Pedir lo imposible es, por definición, un fracaso. Pides algo que de antemano sabes que no vas a conseguir. y es también parte de un lema del mayo del 68 francés: «Soyez réalistes, demandez l'impossible». «Pedir lo imposible» viene a recordar formas de lo inevitable, pero ello cambia si añadimos 'ser realistas', porque ahora lo que tenemos es una locución utópica; algo así: para conseguir algo, pedir lo imposible. En una u otra encrucijada del discurso, el simplemente irreal o el utópico nos encontramos con dos maneras diferentes de creer, de sentir, de manejar el discurso. Algo de esto sucedió en el Congreso, en los debates de investidura entre grupos y diputados. Los discursos políticos están llenos de aforismos y de hipótesis, y mucho más de metáforas, de ironías (a veces de falacias) y de hipérboles; pero creíamos que este nuevo estadio de entendimiento se convertiría en el Congreso, en fuente de buena educación, en el lugar donde la palabra fluyera desde el punto de visto didáctico y educativo. Lo político, sin embargo, ha rebajado el contenido de transposición didáctica. La práctica política ha sido manejada mal por casi todos los intervinientes en los debates.

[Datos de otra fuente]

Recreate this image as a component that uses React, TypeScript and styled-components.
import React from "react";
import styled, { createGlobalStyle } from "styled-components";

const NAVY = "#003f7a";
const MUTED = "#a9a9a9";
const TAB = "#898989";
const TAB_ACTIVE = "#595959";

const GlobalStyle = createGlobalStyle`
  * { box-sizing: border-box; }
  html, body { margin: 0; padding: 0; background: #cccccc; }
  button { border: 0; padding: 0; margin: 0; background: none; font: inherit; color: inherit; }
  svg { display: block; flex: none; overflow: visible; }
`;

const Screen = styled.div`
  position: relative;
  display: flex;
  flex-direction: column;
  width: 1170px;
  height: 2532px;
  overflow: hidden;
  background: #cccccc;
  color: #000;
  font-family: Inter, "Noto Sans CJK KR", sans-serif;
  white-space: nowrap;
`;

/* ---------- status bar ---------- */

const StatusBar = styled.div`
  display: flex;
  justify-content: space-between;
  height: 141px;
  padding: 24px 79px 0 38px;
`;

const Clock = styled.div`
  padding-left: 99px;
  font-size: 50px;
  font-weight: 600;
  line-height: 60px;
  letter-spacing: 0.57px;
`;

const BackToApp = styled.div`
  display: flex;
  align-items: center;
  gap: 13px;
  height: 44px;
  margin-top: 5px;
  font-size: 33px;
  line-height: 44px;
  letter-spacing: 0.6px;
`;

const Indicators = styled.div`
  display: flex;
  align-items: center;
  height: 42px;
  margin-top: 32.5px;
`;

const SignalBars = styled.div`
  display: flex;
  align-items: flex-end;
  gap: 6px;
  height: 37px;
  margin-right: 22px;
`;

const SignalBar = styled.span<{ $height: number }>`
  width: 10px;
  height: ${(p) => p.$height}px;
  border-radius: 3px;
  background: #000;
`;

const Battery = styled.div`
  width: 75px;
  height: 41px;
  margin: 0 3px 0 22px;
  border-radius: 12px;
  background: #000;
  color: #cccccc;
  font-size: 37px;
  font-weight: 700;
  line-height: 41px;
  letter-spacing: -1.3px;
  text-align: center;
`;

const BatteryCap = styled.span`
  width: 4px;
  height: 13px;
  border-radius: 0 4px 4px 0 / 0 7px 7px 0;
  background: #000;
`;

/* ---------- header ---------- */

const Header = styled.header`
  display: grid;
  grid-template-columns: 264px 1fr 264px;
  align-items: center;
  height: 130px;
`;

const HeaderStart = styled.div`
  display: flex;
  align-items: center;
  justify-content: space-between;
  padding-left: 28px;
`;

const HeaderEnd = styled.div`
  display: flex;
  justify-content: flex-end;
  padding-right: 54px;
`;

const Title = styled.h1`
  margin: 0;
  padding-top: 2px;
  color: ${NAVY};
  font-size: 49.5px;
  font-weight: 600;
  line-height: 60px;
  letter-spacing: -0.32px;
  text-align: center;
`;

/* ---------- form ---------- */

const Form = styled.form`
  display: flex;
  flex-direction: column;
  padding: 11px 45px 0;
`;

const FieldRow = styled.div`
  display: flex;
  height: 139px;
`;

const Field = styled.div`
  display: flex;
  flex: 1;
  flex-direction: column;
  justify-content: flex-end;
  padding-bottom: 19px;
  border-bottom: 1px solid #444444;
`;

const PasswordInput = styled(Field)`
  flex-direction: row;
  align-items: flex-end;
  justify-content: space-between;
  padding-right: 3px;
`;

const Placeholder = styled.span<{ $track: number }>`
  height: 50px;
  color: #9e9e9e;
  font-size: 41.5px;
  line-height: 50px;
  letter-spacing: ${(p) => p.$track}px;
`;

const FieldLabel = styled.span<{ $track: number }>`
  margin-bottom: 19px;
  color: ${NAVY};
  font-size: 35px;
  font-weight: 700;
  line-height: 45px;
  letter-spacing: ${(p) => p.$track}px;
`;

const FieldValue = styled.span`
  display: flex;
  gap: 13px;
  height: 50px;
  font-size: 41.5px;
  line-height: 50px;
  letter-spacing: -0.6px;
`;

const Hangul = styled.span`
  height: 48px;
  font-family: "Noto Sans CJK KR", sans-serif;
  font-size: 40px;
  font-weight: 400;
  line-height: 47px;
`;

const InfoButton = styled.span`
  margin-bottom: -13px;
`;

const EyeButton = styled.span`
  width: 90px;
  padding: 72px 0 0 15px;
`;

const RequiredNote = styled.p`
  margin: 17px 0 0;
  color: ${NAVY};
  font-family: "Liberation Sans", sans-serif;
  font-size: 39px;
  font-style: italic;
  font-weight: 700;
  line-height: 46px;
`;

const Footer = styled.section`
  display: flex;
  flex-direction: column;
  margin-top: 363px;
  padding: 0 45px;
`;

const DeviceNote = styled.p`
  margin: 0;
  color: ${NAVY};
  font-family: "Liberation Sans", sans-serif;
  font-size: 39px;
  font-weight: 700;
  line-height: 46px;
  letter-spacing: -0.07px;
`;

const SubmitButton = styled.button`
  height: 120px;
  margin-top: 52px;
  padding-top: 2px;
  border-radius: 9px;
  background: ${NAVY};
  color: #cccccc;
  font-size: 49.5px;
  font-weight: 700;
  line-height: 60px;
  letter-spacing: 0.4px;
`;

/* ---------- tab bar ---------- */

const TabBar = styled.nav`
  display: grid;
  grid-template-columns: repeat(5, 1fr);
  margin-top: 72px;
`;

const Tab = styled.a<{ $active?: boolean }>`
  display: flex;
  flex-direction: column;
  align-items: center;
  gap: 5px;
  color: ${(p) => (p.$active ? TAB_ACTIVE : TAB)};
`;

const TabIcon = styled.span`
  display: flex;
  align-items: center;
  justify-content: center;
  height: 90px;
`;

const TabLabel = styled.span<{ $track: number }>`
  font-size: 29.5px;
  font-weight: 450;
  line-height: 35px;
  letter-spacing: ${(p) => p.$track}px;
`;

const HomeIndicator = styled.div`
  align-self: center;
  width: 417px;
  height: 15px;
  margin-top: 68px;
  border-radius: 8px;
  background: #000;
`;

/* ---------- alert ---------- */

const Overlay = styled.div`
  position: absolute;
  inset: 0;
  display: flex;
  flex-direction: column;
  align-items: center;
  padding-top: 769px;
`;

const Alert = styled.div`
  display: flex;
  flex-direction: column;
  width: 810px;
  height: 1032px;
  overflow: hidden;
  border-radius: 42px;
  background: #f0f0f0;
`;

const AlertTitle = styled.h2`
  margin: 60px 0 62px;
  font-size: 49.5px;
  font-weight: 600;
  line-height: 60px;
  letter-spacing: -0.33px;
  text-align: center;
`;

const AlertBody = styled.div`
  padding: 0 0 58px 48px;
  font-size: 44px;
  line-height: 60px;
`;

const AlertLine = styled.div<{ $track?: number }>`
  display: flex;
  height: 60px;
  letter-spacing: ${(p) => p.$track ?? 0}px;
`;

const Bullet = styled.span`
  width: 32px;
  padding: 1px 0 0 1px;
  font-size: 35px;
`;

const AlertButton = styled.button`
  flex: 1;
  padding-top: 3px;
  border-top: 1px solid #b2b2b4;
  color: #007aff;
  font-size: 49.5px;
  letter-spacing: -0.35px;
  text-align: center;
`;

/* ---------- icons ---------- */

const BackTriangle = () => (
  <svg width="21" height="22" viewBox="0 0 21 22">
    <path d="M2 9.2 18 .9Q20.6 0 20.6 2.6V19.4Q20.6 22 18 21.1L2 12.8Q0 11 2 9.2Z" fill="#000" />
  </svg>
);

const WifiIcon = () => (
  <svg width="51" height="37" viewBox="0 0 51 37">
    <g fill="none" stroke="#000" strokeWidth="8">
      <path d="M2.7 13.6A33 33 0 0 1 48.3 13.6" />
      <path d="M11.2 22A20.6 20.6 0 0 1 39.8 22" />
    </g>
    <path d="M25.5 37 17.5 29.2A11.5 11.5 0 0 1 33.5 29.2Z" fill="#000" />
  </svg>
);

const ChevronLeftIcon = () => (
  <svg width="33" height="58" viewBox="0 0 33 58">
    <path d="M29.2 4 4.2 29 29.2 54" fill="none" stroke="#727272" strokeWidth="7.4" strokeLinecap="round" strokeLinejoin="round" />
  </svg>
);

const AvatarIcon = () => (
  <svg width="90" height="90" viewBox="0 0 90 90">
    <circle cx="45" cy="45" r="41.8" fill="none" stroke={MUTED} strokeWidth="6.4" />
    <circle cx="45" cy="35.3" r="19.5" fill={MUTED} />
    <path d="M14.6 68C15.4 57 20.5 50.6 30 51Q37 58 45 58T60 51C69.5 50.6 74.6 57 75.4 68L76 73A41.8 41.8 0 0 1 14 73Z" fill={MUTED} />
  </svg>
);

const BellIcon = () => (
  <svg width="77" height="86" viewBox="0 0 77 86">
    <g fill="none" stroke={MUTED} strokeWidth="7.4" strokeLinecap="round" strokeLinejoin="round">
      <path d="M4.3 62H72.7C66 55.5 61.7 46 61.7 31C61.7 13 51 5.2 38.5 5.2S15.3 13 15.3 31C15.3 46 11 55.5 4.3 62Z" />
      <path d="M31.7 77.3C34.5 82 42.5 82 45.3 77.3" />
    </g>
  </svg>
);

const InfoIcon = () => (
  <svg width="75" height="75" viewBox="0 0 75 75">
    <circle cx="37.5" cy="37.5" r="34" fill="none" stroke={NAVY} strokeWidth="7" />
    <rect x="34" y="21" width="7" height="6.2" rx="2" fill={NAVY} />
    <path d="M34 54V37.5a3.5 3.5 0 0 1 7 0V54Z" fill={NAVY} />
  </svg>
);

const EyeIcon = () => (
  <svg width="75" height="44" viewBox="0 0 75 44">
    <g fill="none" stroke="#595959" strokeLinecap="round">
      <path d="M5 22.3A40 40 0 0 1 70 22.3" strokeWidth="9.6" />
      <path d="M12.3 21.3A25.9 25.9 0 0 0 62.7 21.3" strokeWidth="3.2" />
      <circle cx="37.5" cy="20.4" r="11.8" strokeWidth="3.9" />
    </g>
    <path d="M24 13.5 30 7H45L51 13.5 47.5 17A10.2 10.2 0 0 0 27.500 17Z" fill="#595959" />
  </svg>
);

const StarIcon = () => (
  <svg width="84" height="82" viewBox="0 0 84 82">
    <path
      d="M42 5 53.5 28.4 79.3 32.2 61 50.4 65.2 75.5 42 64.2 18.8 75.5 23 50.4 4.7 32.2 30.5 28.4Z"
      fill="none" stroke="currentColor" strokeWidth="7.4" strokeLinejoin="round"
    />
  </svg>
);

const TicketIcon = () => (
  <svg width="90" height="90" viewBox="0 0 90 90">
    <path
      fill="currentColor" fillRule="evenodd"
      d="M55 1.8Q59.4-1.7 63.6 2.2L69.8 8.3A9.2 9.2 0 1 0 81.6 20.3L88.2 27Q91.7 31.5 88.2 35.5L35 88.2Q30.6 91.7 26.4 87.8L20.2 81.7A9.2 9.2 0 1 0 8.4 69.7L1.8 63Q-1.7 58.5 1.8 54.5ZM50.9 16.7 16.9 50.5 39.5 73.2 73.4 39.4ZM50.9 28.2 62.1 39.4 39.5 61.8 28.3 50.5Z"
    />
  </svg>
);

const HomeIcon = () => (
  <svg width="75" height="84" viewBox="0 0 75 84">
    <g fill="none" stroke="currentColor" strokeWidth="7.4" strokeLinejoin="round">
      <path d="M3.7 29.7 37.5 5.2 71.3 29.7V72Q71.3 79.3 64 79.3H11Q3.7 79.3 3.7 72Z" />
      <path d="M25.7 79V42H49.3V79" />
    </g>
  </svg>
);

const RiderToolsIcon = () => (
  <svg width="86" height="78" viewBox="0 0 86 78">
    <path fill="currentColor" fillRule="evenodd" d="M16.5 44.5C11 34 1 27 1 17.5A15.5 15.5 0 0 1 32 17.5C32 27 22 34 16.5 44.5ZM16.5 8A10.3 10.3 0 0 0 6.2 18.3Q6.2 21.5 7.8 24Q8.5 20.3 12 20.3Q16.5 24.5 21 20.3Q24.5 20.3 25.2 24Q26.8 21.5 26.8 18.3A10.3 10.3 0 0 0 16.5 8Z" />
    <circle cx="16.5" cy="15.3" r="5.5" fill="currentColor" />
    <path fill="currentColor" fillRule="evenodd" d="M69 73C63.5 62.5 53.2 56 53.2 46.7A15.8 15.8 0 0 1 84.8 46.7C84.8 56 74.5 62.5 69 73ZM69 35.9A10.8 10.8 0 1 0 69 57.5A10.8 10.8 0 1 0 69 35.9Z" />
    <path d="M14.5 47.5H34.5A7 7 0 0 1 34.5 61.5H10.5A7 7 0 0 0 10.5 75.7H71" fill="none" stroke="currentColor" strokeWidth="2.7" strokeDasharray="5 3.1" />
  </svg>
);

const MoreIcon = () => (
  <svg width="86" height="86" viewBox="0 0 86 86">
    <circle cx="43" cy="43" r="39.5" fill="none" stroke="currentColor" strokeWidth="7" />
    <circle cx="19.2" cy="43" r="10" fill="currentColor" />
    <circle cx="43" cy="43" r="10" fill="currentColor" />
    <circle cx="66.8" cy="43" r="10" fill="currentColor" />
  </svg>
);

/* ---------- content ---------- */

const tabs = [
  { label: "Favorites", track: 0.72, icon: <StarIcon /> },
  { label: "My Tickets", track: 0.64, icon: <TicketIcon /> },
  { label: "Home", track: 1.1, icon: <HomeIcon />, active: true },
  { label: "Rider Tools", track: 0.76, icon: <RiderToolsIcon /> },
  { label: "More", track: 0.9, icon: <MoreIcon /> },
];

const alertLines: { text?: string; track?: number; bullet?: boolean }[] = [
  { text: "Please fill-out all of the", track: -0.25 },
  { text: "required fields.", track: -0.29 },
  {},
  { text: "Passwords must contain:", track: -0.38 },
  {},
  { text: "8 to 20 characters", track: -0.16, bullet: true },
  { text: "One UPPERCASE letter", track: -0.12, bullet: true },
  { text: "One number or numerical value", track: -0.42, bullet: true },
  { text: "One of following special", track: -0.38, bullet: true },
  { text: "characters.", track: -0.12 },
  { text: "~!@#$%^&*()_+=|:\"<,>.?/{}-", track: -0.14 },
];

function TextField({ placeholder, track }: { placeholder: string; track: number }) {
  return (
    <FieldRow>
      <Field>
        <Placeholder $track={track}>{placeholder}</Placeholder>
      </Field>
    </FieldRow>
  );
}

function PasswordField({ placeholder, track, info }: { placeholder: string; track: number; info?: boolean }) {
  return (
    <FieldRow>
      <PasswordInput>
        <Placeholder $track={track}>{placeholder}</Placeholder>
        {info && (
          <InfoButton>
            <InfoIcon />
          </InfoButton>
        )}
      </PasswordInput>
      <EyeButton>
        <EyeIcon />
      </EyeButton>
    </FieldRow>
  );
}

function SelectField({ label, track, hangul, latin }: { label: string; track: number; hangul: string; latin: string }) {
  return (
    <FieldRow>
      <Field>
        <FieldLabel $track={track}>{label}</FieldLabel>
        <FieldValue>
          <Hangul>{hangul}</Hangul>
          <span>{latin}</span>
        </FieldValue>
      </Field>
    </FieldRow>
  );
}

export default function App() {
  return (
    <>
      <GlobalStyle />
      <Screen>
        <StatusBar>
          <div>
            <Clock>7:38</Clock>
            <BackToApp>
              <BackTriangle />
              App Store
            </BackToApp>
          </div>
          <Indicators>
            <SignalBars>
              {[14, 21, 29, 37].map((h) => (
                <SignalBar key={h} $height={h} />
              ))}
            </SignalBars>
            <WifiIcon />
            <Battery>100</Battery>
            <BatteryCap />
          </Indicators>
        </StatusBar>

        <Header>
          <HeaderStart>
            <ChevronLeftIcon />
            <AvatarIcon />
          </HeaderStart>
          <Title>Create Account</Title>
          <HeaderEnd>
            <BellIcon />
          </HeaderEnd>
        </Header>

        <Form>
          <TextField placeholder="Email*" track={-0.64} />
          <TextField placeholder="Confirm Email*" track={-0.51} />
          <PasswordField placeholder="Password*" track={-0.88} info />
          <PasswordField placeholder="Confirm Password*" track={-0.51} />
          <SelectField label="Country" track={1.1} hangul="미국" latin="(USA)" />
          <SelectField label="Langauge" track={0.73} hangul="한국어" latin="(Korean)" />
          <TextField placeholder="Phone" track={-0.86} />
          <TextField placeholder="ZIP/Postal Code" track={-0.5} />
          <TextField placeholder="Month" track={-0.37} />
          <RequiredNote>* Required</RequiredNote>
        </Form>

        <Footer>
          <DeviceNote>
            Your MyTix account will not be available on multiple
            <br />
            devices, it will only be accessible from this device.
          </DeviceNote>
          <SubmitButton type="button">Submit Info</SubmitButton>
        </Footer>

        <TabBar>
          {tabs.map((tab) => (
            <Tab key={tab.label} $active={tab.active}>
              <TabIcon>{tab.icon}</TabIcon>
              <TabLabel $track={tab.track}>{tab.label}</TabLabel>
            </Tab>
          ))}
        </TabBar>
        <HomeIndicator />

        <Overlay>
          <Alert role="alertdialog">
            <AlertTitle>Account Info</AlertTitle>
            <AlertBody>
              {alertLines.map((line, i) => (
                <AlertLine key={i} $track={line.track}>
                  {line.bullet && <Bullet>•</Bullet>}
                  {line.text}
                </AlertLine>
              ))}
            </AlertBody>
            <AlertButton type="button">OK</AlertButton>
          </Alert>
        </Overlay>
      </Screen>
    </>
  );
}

Entiendo que quien estuvo más acertado en la ocasión política y en el Parlamento tal vez fue el líder de Ciudadanos, Rivera. Noqueando a Rajoy, dinamitero de todos los puentes, y gastando bromas con Iglesias, entrando en el terreno del partido oponente, el PP, del que quiere recoger sus votos en un próximo futuro, y ayudando a Iglesias a la hora de aconsejarle con algún posible ministro de Interior así como gustando de ironía al aceptar el término de 'naranja mecánica'. Rajoy habló mal, entre latiguillos y citas desafortunadas, en el vano intento de convocar con su ironía mal usada y cansado en su intento de explicar lo que allí se hacía. Bien Pedro Sánchez en las réplicas, sin usar el lenguaje barriobajero, así como en sus alusiones programáticas. Lástima que el primer día tardara 45 minutos en la introducción de su pieza oratoria. Sánchez ha logrado, a pesar de algunos secretarios generales de su propio partido, mostrarse como un verdadero hombre de Estado, mejorando más cada día. Iglesias, poco afortunado en la utilización de su ataque oratorio, estuvo bien en los planteamientos programáticos, pero lo primero puede pasarle factura en el futuro, porque se debe pensar que el Congreso no exime de un mal uso del lenguaje y que algunos gestos se quedan de coletilla y para siempre. Es audaz y maneja las emociones muy bien, pero no debiera entorpecer estas virtudes suyas con descalificaciones inoportunas o claras descortesías. Pero esa juventud, a veces tan exaltada, se quita con los años; y además, lo importante no son las deliberaciones sino los resultados que son tanto como hacer posible el cambio que se espera.

Numerosos estudios sociológicos reflejan que los ciudadanos, ante la incapacidad de los poderes públicos de dar una respuesta eficaz al deterioro del nivel de calidad de vida, se refugian en los sueños o la utopía, como decía aquella pancarta del Mayo francés, «Sed realistas, pedid lo imposible». Pero esos mismos sueños tienen una primera declaración de la realidad soñada para hoy, empieza hoy y termina un día antes de que se convoquen nuevas elecciones: que se entienda la izquierda parlamentaria y llegue a un acuerdo inmediato. De no hacerlo así, no perdonarán los votantes, y perderá la sociedad que más ha padecido en la crisis. Los últimos acuerdos definitivos para que este país empezara a funcionar después de una férrea dictadura genocida fueron los constitucionales.

La Constitución que tenemos hoy no hubiera sido posible sin aquellos pactos. Y los pactos que se lograron entonces parecen aún más difíciles que los de ahora mismo. Este es el caso del acuerdo sobre la estructura del Estado: los republicanos tuvieron que aceptar la monarquía, y la derecha el Estado autonómico y aconfesional, que sabían era tanto como Estado laico y federal. Aquel fue un parlamentarismo riguroso, sin teatrería, sin palabras arrancadas desde el odio, porque fue silencioso, sin tanta luz y taquígrafos, tan simple y complejo como fue una nueva Constitución para un país que procedida del fascismo. Es verdad que había entonces un presidente del Gobierno audaz y de consenso, Suárez. Pero ya han pasado los años y conviene reformar, aunque será con una metodología como aquella o no será, donde la libertad y las propias ideas no cieguen los carriles del antes que después, saldremos a la calle a festejarlo. Y no sólo porque será 'bonito', como dice Carmena (a quien conocí en el bar Las Salesas hace ya cincuenta años). Por ello, hoy como ayer, venimos a ser realistas y pedimos lo imposible, lo que todavía hoy parece imposible.